⟨

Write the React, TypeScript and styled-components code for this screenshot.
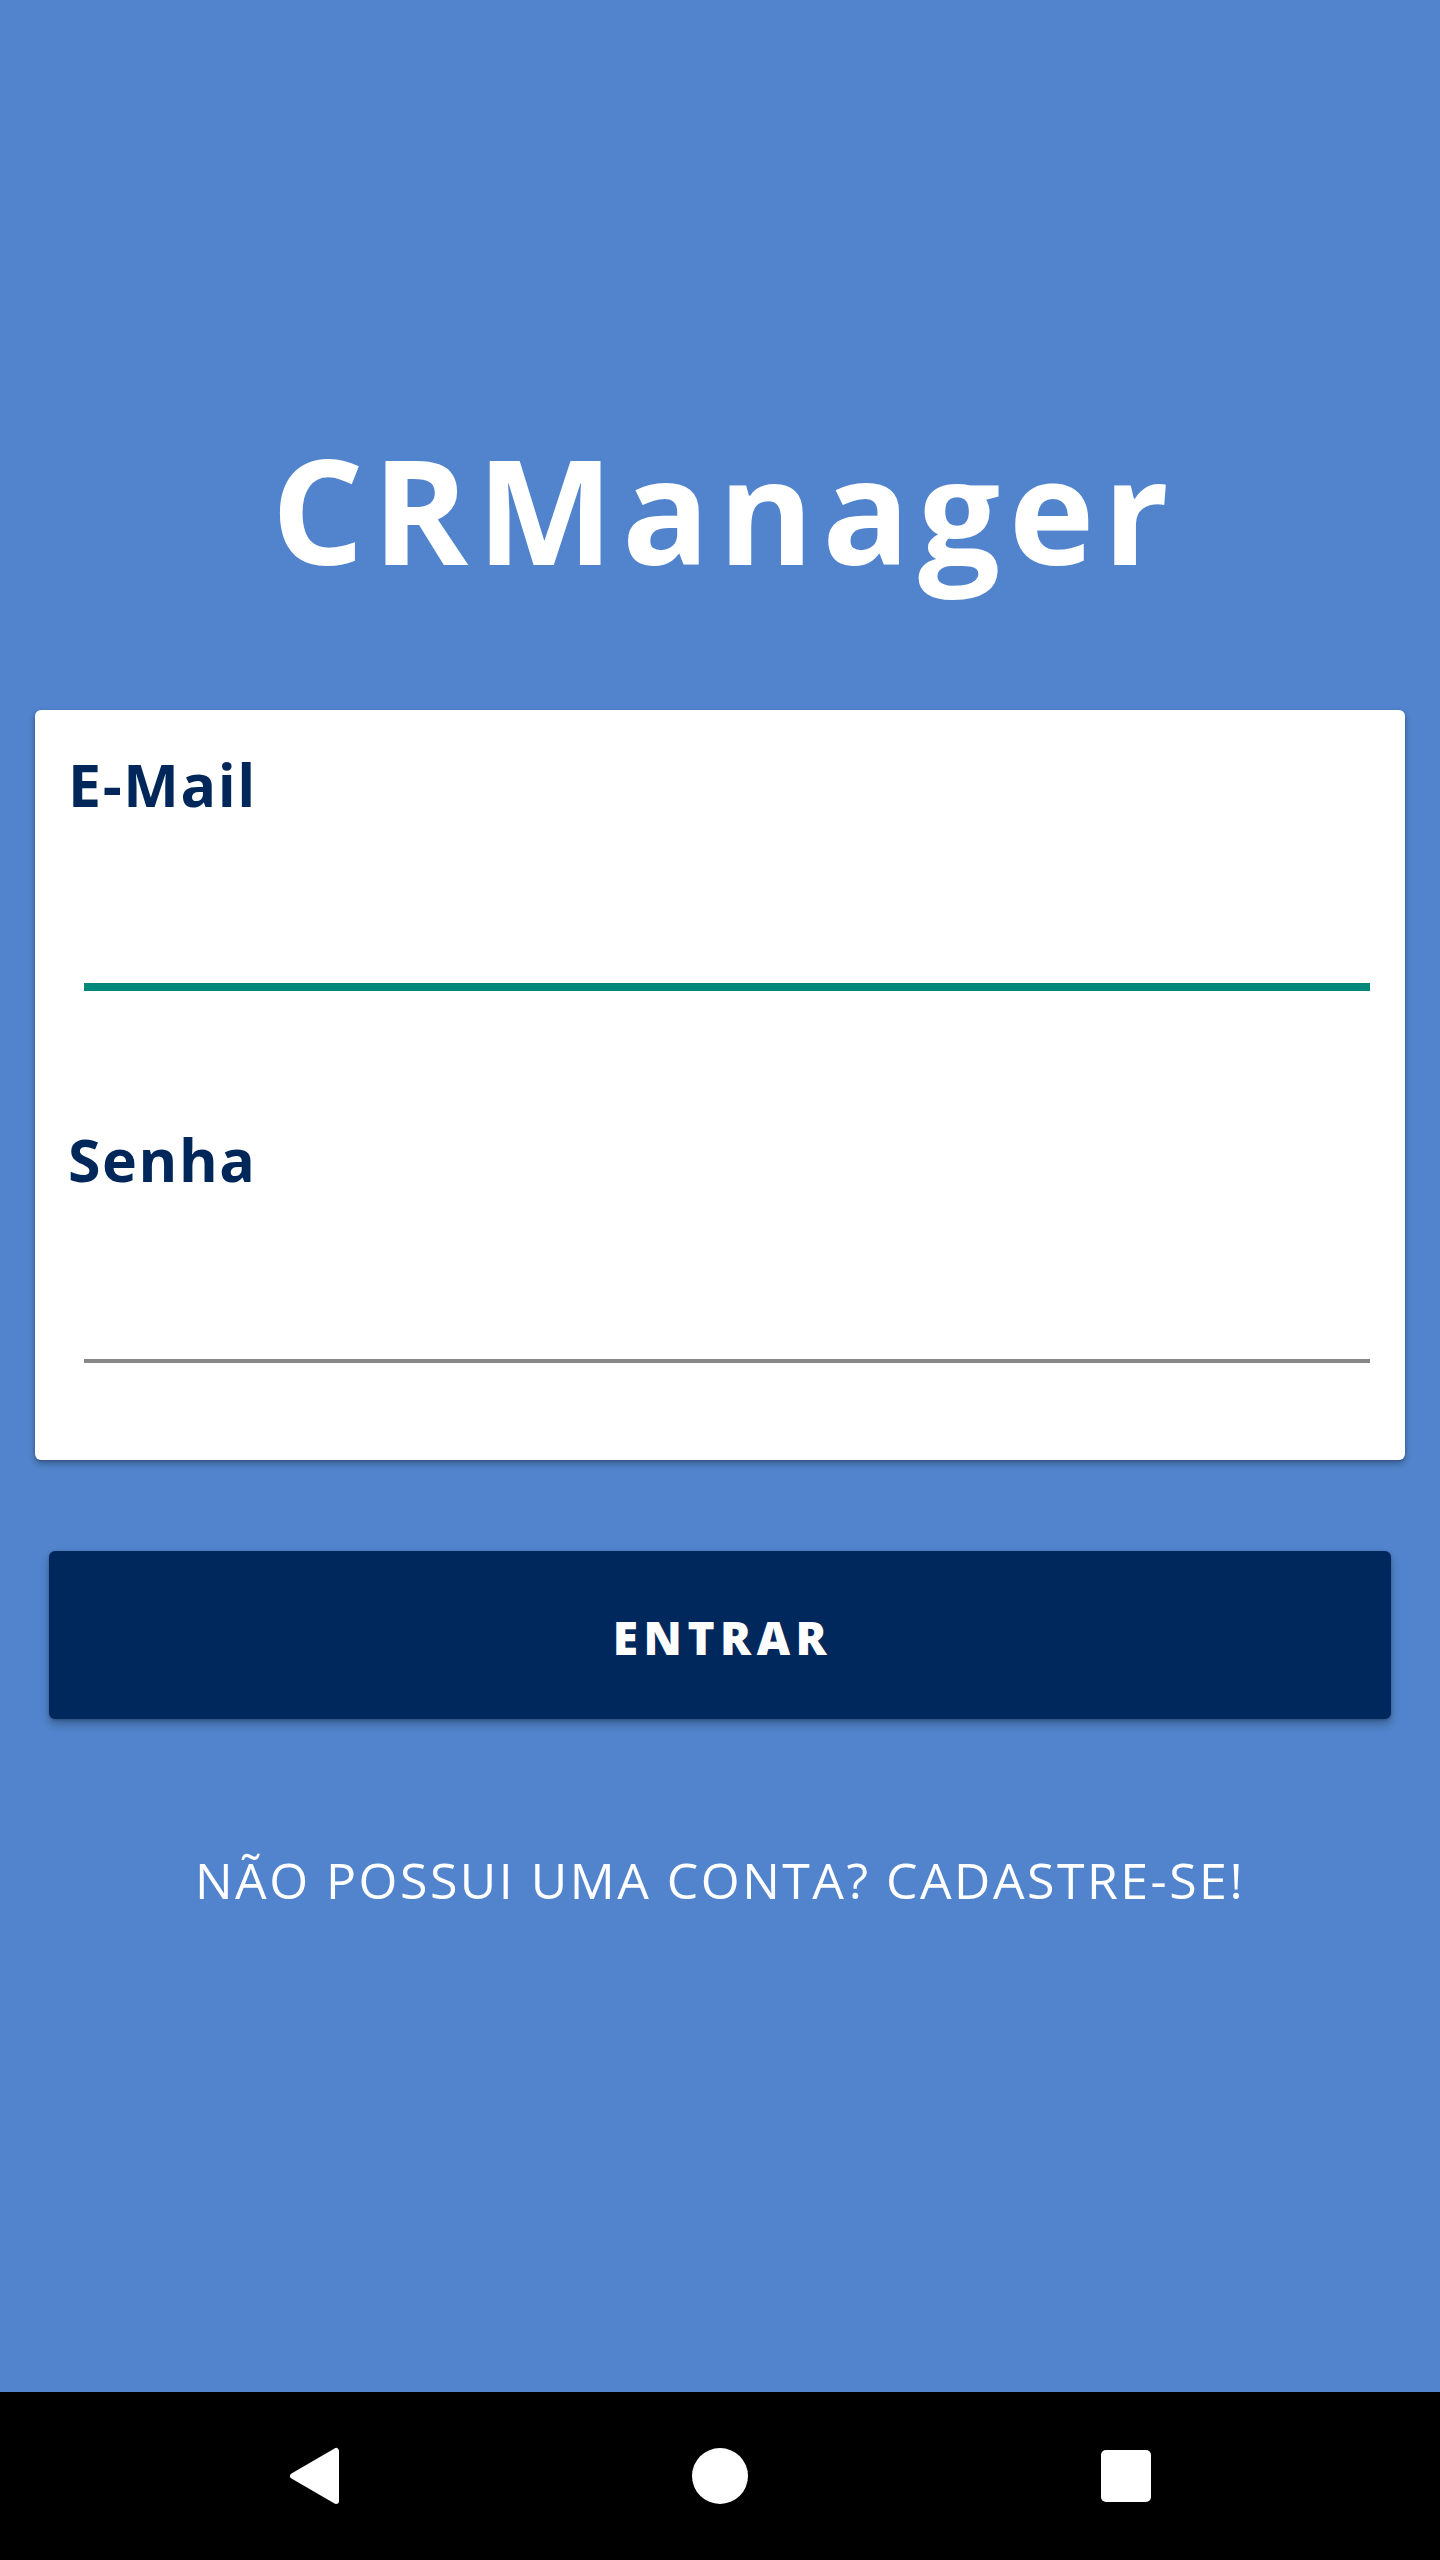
import React from "react";
import styled, { createGlobalStyle } from "styled-components";

const GlobalStyle = createGlobalStyle`
  html, body {
    margin: 0;
    padding: 0;
    background: #000;
  }
  body {
    font-family: "Open Sans", "Noto Sans", sans-serif;
  }
  * { box-sizing: border-box; }
`;

const Screen = styled.div`
  width: 1440px;
  min-height: 2560px;
  display: flex;
  flex-direction: column;
`;

const Main = styled.main`
  flex: 1;
  background: #5184cc;
  display: flex;
  flex-direction: column;
  padding-top: 437px;
`;

const Title = styled.h1`
  margin: 0;
  padding-left: 9px;
  font-family: "Open Sans", sans-serif;
  font-weight: 700;
  font-size: 145px;
  line-height: 144px;
  letter-spacing: 8.6px;
  color: #ffffff;
  text-align: center;
`;

const Card = styled.form`
  margin: 129px 35px 0 35px;
  padding: 45px 35px 97px 33px;
  background: #ffffff;
  border-radius: 6px;
  box-shadow: 0 4px 6px rgba(0, 0, 0, 0.28), 0 1px 3px rgba(0, 0, 0, 0.18);
  display: flex;
  flex-direction: column;
  gap: 139px;
`;

const Field = styled.label`
  display: flex;
  flex-direction: column;
`;

const LabelText = styled.span`
  font-family: "Open Sans", sans-serif;
  font-weight: 700;
  font-size: 59px;
  line-height: 59px;
  letter-spacing: 1.6px;
  color: #00275a;
`;

const Input = styled.input<{ $focused?: boolean }>`
  margin-left: 16px;
  height: ${(p) => (p.$focused ? "177px" : "174px")};
  border: none;
  border-bottom: ${(p) => (p.$focused ? "8px solid #00897b" : "4px solid #878787")};
  background: transparent;
  outline: none;
  font-family: "Open Sans", sans-serif;
  font-size: 52px;
  color: #222;
  padding: 0;
`;

const Button = styled.button`
  margin: 91px 49px 0 49px;
  height: 168px;
  border: none;
  border-radius: 6px;
  background: #00285c;
  box-shadow: 0 5px 8px rgba(0, 0, 0, 0.28), 0 1px 3px rgba(0, 0, 0, 0.2);
  color: #ffffff;
  font-family: "Open Sans", sans-serif;
  font-weight: 800;
  font-size: 46px;
  line-height: 46px;
  letter-spacing: 5.5px;
  padding: 3px 0 0 5px;
  display: flex;
  align-items: center;
  justify-content: center;
  cursor: pointer;
`;

const SignupLink = styled.a`
  margin-top: 136px;
  font-family: "Open Sans", sans-serif;
  font-weight: 400;
  font-size: 50px;
  line-height: 50px;
  letter-spacing: 2.5px;
  color: #ffffff;
  text-align: center;
  text-decoration: none;
  cursor: pointer;
`;

const NavBar = styled.nav`
  height: 168px;
  background: #000000;
  display: flex;
  align-items: center;
  justify-content: center;
  gap: 350px;
`;

const NavSlot = styled.div`
  width: 56px;
  height: 56px;
  display: flex;
  align-items: center;
  justify-content: center;
`;

const HomeDot = styled.div`
  width: 56px;
  height: 56px;
  border-radius: 50%;
  background: #ffffff;
`;

const RecentsSquare = styled.div`
  width: 50px;
  height: 52px;
  border-radius: 5px;
  background: #ffffff;
`;

const BackIcon = () => (
  <svg width="52" height="58" viewBox="0 0 52 58" aria-hidden="true">
    <path
      d="M48 4 L48 54 L5 29 Z"
      fill="#ffffff"
      stroke="#ffffff"
      strokeWidth="6"
      strokeLinejoin="round"
    />
  </svg>
);

export default function App() {
  return (
    <>
      <GlobalStyle />
      <Screen>
        <Main>
          <Title>CRManager</Title>
          <Card onSubmit={(e) => e.preventDefault()}>
            <Field>
              <LabelText>E-Mail</LabelText>
              <Input type="email" $focused />
            </Field>
            <Field>
              <LabelText>Senha</LabelText>
              <Input type="password" />
            </Field>
          </Card>
          <Button type="button">ENTRAR</Button>
          <SignupLink>NÃO POSSUI UMA CONTA? CADASTRE-SE!</SignupLink>
        </Main>
        <NavBar>
          <NavSlot>
            <BackIcon />
          </NavSlot>
          <NavSlot>
            <HomeDot />
          </NavSlot>
          <NavSlot>
            <RecentsSquare />
          </NavSlot>
        </NavBar>
      </Screen>
    </>
  );
}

⟩

| Directions |
Filter the data, keeping only the lines that contain "React".

| Full solution |
Write the React, TypeScript and styled-components code for this screenshot.
import React from "react";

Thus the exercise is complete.